MENGINJIL HARUS MENJADI TUJUANNYA
Kita sering lupa untuk memberitakan Injil setiap hari karena hal itu tidak ada dalam pikiran kita. Namun, jika kita dikelilingi oleh saudara-saudara yang memiliki pemikiran yang sama, lebih sering berbicara tentang pelayanan penginjilan, dan mendengarkan bagaimana orang lain menginjil, dengan sendirinya kita akan menginjil dalam kehidupan kita sehari-hari. Misalnya, seorang jemaat menceritakan bagaimana mereka menggunakan hari raya sebagai kesempatan untuk berbicara tentang iman mereka. Jika hanya menjawab, “Tidak, saya tidak merayakannya,” ini sudah menutup pintu. Namun dengan mengatakan, “Saya tidak merayakannya karena itu bertentangan dengan keyakinan saya,” ini membuka pintu untuk berbagi lebih banyak. Ada yang mungkin beranggapan bahwa kita tidak berpartisipasi dalam perayaan karena latar belakang etnis atau budaya kita, namun sebenarnya hal tersebut bertentangan dengan keyakinan kita. Itulah pesan utama yang harus kita sampaikan kepada teman dan kolega kita.

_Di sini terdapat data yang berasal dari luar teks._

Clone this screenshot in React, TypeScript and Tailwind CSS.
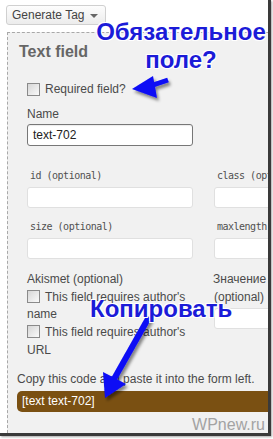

Kita tidak perlu takut dengan pandangan orang lain terhadap kita. Ketika ada kesempatan, kita dengan terus terang dan terbuka memberitahu mereka bahwa kita percaya kepada Yesus dan pergi ke Gereja Yesus Sejati
Alvin: Terkadang kita perlu berani dan membuka mulut untuk berbicara. Kita tidak dapat membawa orang lain mengenal Yesus jika kita tidak mengatakan apa pun. Kita tidak perlu takut dengan pandangan orang lain terhadap kita. Ketika ada kesempatan, kita dengan terus terang dan terbuka memberitahu mereka bahwa kita percaya kepada Yesus dan pergi ke Gereja Yesus Sejati. Misalnya, kadang-kadang saya bermain sepak bola dengan orang yang tidak mengenal Yesus. Kadang-kadang, mereka meminta saya untuk bermain di akhir pekan, namun hal ini bertentangan dengan hari Sabat atau kegiatan gereja yang dijadwalkan pada hari Minggu. Saya akan memberitahu mereka bahwa saya tidak bisa karena saya punya gereja. Seiring berjalannya waktu, semakin saya mengulanginya, semakin penasaran mereka untuk mencari tahu tentang gereja yang saya hadiri. Hal ini menciptakan peluang untuk meningkatkan kesadaran akan satu gereja yang benar dan Yesus sendiri.
Ditambah dengan rutinitas Sabat yang konsisten, kami mencoba menanamkan pola pikir “tidak malu” pada putri kami. Saat tumbuh dewasa, kita sering kali memberikan hambatan—misalnya merasa “canggung”—saat membagikan iman kita kepada orang yang tidak percaya. Memang benar, ini adalah sesuatu yang kita perjuangkan dengan diri kita sendiri. Namun, kami ingin memastikan bahwa memberitakan Injil adalah hal yang normal bagi putri kami dan tidak ada yang aneh dalam hal itu. Ketika dia bertanya apakah dia akan menemui orang tertentu di gereja—orang yang tidak percaya atau seseorang yang jarang pergi ke gereja—kami mendorongnya bahwa, meskipun orang tersebut tidak hadir saat ini, dia dapat mengundang orang tersebut untuk datang di masa mendatang. Syukurlah dia sadar bahwa ini hampir hari Sabat ketika kami menjemputnya dari taman kanak-kanak pada hari Jumat dan kami akan pergi ke gereja. Dia bahkan menegur kami ketika kami lupa mematikan radio mobil sebagai persiapan menyambut hari Sabat. Guru taman kanak-kanaknya memberi tahu kami bahwa dia memberi tahu teman-teman dan pengasuhnya, “Setelah sekolah ini, saya pergi ke gereja.” Kami berharap, dengan cara-cara kecil ini, dia dapat membangun keberanian dan praktik memberitakan Injil dalam kehidupan sehari-hari.
Tidak diragukan lagi, masih banyak lagi yang dapat kita lakukan untuk pelayanan penginjilan. Bukan hanya berkaitan dengan keselamatan orang lain, tapi juga keselamatan diri sendiri karena kita diberi tugas untuk memberitakan Injil sampai ke ujung dunia. Jika kita mengabaikan amanat ini, “Bagaimana mereka dapat percaya kepada Dia, jika mereka tidak mendengar tentang Dia. Bagaimana mereka mendengar tentang Dia, jika tidak ada yang memberitakan-Nya?” (Rm. 10:14b). Jika kita meluangkan waktu sejenak untuk membuka mulut dengan berani, dampaknya akan abadi. Tuhan telah memberikan kekekalan dalam hati manusia (Pkh. 3:11), dan kita perlu membantu orang lain mencapai kekekalan melalui Injil Yesus yang menakjubkan.
Semoga segala kemuliaan bagi Kristus! Amin.